Der gescheiterte Naziaufmarsch von Dresden zeigt: Menschenketten sind gut, vielfältige Protestaktionen sind besser.

D resden wehrt sich gegen Nazis. Das wird von diesem 13. Februar hängen bleiben. Die Feinheiten des Protestsgeschehens können da mitunter etwas verschwimmen.

Mit der Menschenkette sei einmal mehr ein „deutliches Zeichen“ gegen die Vereinnahmung des Gedenktages durch Rechtsextreme gesetzt worden, so Dresdens Oberbürgermeisterin von der CDU. Das ist schön. Aber es gibt keine Hinweise darauf, dass sich Neonazis von einer recht weit entfernten Menschenkette in irgendeiner Form beeindrucken lassen.

Um einiges stärker ist die Wirkung jener, die sich friedlich auf Straßenkreuzungen stellen, zu Musik aus Lautsprechern tanzen, vegane Linsensuppe essen – und somit den Nazis die Aufmarschroute blockieren.

Sebastian Erb

ist Bewegungsredakteur der taz.

Und die sich auch nicht dadurch einschüchtern lassen, dass die Dresdner Justiz hart gegen Blockierer der vergangenen Jahre vorging. Es würde dem gemeinsamen Kampf gegen Nazis ungemein nützen, wenn Land und Stadt die Rolle dieser engagierten BürgerInnen wirklich anerkennen würden.

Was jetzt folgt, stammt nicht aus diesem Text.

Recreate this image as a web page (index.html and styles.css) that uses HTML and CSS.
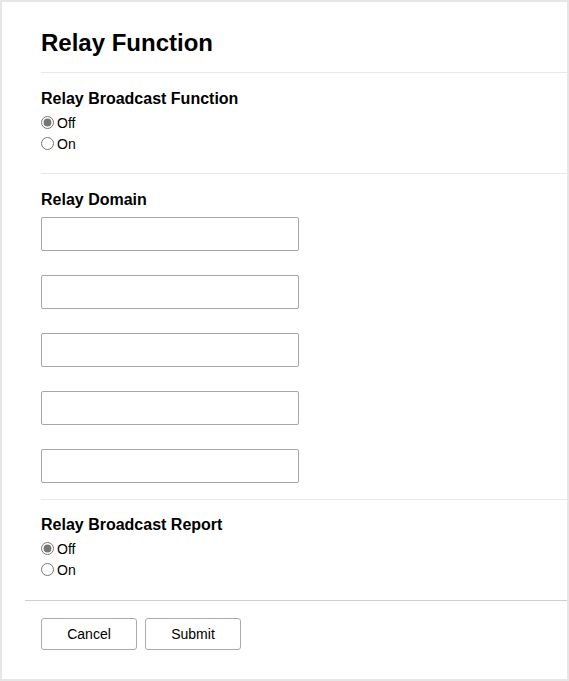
FILE: index.html
```html
<!DOCTYPE html>
<html>
<head>
<meta charset="utf-8">
<link rel="stylesheet" href="styles.css">
</head>
<body>
<div class="panel">
  <div class="content">
    <h1 class="title">Relay Function</h1>
    <section class="section">
      <h2 class="heading">Relay Broadcast Function</h2>
      <div class="radios">
        <label class="radio-row"><input type="radio" name="rbf" checked><span>Off</span></label>
        <label class="radio-row"><input type="radio" name="rbf"><span>On</span></label>
      </div>
    </section>
    <section class="section">
      <h2 class="heading heading-domain">Relay Domain</h2>
      <div class="inputs">
        <input class="text-input" type="text">
        <input class="text-input" type="text">
        <input class="text-input" type="text">
        <input class="text-input" type="text">
        <input class="text-input" type="text">
      </div>
    </section>
    <section class="section section-last">
      <h2 class="heading">Relay Broadcast Report</h2>
      <div class="radios">
        <label class="radio-row"><input type="radio" name="rbr" checked><span>Off</span></label>
        <label class="radio-row"><input type="radio" name="rbr"><span>On</span></label>
      </div>
    </section>
  </div>
  <div class="footer">
    <button class="btn" type="button">Cancel</button>
    <button class="btn" type="button">Submit</button>
  </div>
</div>
</body>
</html>
```

FILE: styles.css
```css
html, body {
  margin: 0;
  padding: 0;
}
body {
  background: #e6e6e6;
  padding: 2px;
  height: 681px;
  box-sizing: border-box;
  font-family: "Liberation Sans", Arial, sans-serif;
  color: #000;
}
.panel {
  background: #fff;
  height: 677px;
  box-sizing: border-box;
  padding-top: 27px;
}
.content {
  padding-left: 39px;
}
.title {
  margin: 0;
  font-size: 24px;
  line-height: 28px;
  font-weight: bold;
  padding-bottom: 15px;
  border-bottom: 1px solid #e8e8e8;
}
.section {
  padding: 16px 0 16px;
  border-bottom: 1px solid #e8e8e8;
}
.section-last {
  border-bottom: none;
  padding-top: 15px;
  padding-bottom: 17px;
}
.heading {
  margin: 0;
  font-size: 16px;
  line-height: 20px;
  font-weight: bold;
}
.heading-domain {
  margin-bottom: 7px;
}
.radios {
  display: flex;
  flex-direction: column;
  margin-top: 3px;
  margin-bottom: 3px;
}
.radio-row {
  display: flex;
  align-items: center;
  height: 21px;
  font-size: 14px;
}
.radio-row input {
  margin: 0 3px 0 0;
  width: 13px;
  height: 13px;
  accent-color: #767676;
}
.inputs {
  display: flex;
  flex-direction: column;
  gap: 24px;
}
.text-input {
  display: block;
  box-sizing: border-box;
  width: 258px;
  height: 34px;
  margin: 0;
  border: 1px solid #a6a6a6;
  border-radius: 2px;
  background: #fff;
}
.footer {
  margin-left: 23px;
  border-top: 1px solid #cfcfcf;
  padding: 17px 0 0 16px;
  display: flex;
  gap: 8px;
}
.btn {
  width: 96px;
  height: 32px;
  box-sizing: border-box;
  border: 1px solid #ababab;
  border-radius: 3px;
  background: #fff;
  font-family: "Liberation Sans", Arial, sans-serif;
  font-size: 14px;
  color: #000;
  padding: 0;
}
```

Die Polizei zumindest scheint aus den Erfahrungen der vergangenen Jahre etwas gelernt zu haben. Auch wenn es in diesem Jahr wieder einige Zwischenfälle gab, agierten die Polizisten insgesamt sehr zurückhaltend gegenüber den Gegendemonstranten. Manche waren sogar ausgesprochen freundlich. Jetzt müssen nur noch die Dresdner Staatsanwaltschaft und die übrige sächsische Justiz lernen, was Verhältnismäßigkeit ist.

Es sieht ganz danach aus, dass der Dresdner Naziaufmarsch seine besondere Bedeutung in der rechtsextremen Szene langsam verliert. Die Neonazis scheinen schlicht immer weniger Lust zu haben, nach Dresden zu fahren, um sich dann kaum die Füße vertreten zu können. Das ist gut so. Aber für eine Entwarnung ist es zu früh. Denn wenn die wachen Augen der Zivilgesellschaft nicht mehr hinschauen, sind die Nazis schnell wieder in großer Zahl da.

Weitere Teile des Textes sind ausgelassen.